Song by Sex Pistols

from the album The Great Rock 'n' Roll Swindle
- Released: 24 February 1979
- Genre: Punk rock
- Length: 2:12
- Label: Virgin
- Songwriters: Johnny Rotten; Steve Jones; Sid Vicious; Paul Cook;
- Producer: Dave Goodman

= Belsen Was a Gas =

1979 song by Sex Pistols

"Belsen Was a Gas" is a song by the English punk rock band the Sex Pistols, about one of the Nazi concentration camps in Nazi Germany liberated by British troops in 1945, Bergen-Belsen. The song was released on 23 February 1979 by Virgin Records for the band's soundtrack to the 1980 film The Great Rock 'n' Roll Swindle.

==Composition==
According to the ASCAP, credited songwriters are Sid Vicious, Paul Cook, Steve Jones, and John Lydon. Others generally accept Vicious wrote it while in his earlier band the Flowers of Romance. Commenting on Vicious writing the tune, guitarist Keith Levene has stated:
Sid always used to have some catchphrase he found funny. He used to go on and on, "Hey Keith, you know Belsen was a gas" ... So I said, "Belsen was a gas huh? Well, I'll show you Belsen was a gas; THIS is how it goes man." and I banged out the riff to the tune, which later The Pistols covered. PIL also played it too. We were nihilists in a way, but we were never political in any conventional sense of that word.
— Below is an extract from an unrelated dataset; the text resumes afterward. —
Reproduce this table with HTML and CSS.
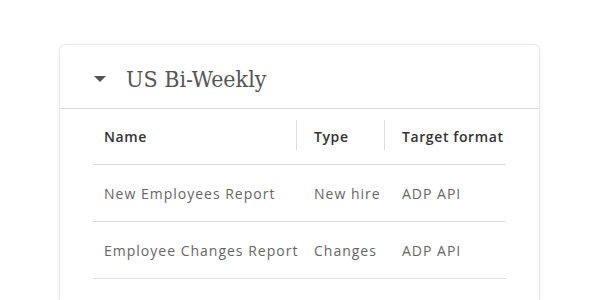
FILE: index.html
```html
<html>

<head>
    <link rel="stylesheet" href="styles.css">
</head>

<body>
    <div class="card">
        <div class="card-head">
            <svg class="caret" width="12" height="6" viewBox="0 0 12 6">
                <polygon points="0,0 12,0 6,6" fill="#555"></polygon>
            </svg>
            <h2>US Bi-Weekly</h2>
        </div>
        <div class="card-body">
            <table class="reports">
                <tr>
                    <th class="col-name">Name</th>
                    <th class="col-type">Type</th>
                    <th class="col-format">Target format</th>
                </tr>
                <tr>
                    <td>New Employees Report</td>
                    <td>New hire</td>
                    <td>ADP API</td>
                </tr>
                <tr>
                    <td>Employee Changes Report</td>
                    <td>Changes</td>
                    <td>ADP API</td>
                </tr>
            </table>
        </div>
    </div>
</body>

</html>
```

FILE: styles.css
```css
body {
    margin: 0;
    background: #fff;
    font-family: 'Open Sans', sans-serif;
    height: 300px;
    overflow: hidden;
}
.card {
    margin: 45px 0 0 60px;
    width: 479px;
    height: 260px;
    background: #fff;
    border-radius: 5px;
    box-shadow: 0 0 0 1px #e8e8e8, 0 1px 8px rgba(0, 0, 0, 0.07);
}
.card-head {
    display: flex;
    align-items: center;
    height: 63px;
    padding-left: 34px;
    border-bottom: 1px solid #ddd;
}
.caret {
    margin-right: 20px;
    margin-top: 4px;
}
h2 {
    margin: 5px 0 0 0;
    font-family: 'DejaVu Serif Condensed', 'DejaVu Serif', serif;
    font-weight: normal;
    font-size: 23px;
    color: #555;
}
.card-body {
    padding: 0 33px;
}
.reports {
    width: 413px;
    border-collapse: collapse;
}
th, td {
    text-align: left;
    padding: 0 0 0 11px;
    white-space: nowrap;
}
th {
    position: relative;
    height: 55px;
    font-size: 14px;
    font-weight: 600;
    letter-spacing: 0.6px;
    color: #333;
    border-bottom: 1px solid #ddd;
}
th.col-name::after,
th.col-type::after {
    content: "";
    position: absolute;
    right: 6px;
    top: 11px;
    bottom: 14px;
    border-right: 1px solid #ddd;
}
.col-name { width: 199px; }
.col-type { width: 77px; }
td {
    height: 57px;
    padding-top: 2px;
    font-size: 14px;
    letter-spacing: 1px;
    color: #666;
    border-bottom: 1px solid #ddd;
}
```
What we truly were was nihilists, destructive nihilists, but we weren't pessimistic ... We were interested in the ruins, the destruction, but then we were interested in what we could build out of the rubble. What light could come out of the darkness?

Its title is a pun on the poison gases used in many Nazi concentration camps, referencing a "gas" as slang for a fun time. In fact, there were no gas chambers at Bergen-Belsen, as it was not one of the extermination camps. The song's darkly humorous lyrics were intended to irritate the generation the group believed were responsible for many of the political and social problems in Britain at that time. Later, Lydon said that he felt that this song crossed the line into gratuitous bad taste. In an interview conducted for Q magazine in 1996 he stated "[the song] was a very nasty, silly little thing... that should've ended up on the cutting room floor."

==Release history==
"Belsen Was a Gas" appears in two versions on The Great Rock 'n' Roll Swindle album, first a live version from the Sex Pistols' last concert (San Francisco, 14 January 1978), then in an altered studio version with Ronnie Biggs on vocals. Biggs insisted on adding an additional verse; he later said because he had read the published diary of Anne Frank. The second verse describes some of the treatment Jews received:

Dentists searched their teeth for gold
Frisk the Jews for banknotes rolled
When they found out what they'd got,
"Line them up and shoot the lot.

The version with Biggs is also altered in its musical composition. In the original version done with Rotten, the main theme is a power chord riff that goes D, C, D, E♭ (plays with "Belsen was a gas, I heard the other day"). When rerecorded for the Biggs version, that theme is drastically altered to D, C, B♭, C, a much more conventional progression. Biggs did not receive writing credit for the revised lyrics. The Biggs version was originally slated to be a single, but after an airplay and record shop ban on the earlier Great Rock 'n' Roll Swindle single, "No One Is Innocent" (due to Biggs being the lead vocalist), this idea was dropped. The Biggs remake also ends with a saxophone solo, the first on a Pistols record.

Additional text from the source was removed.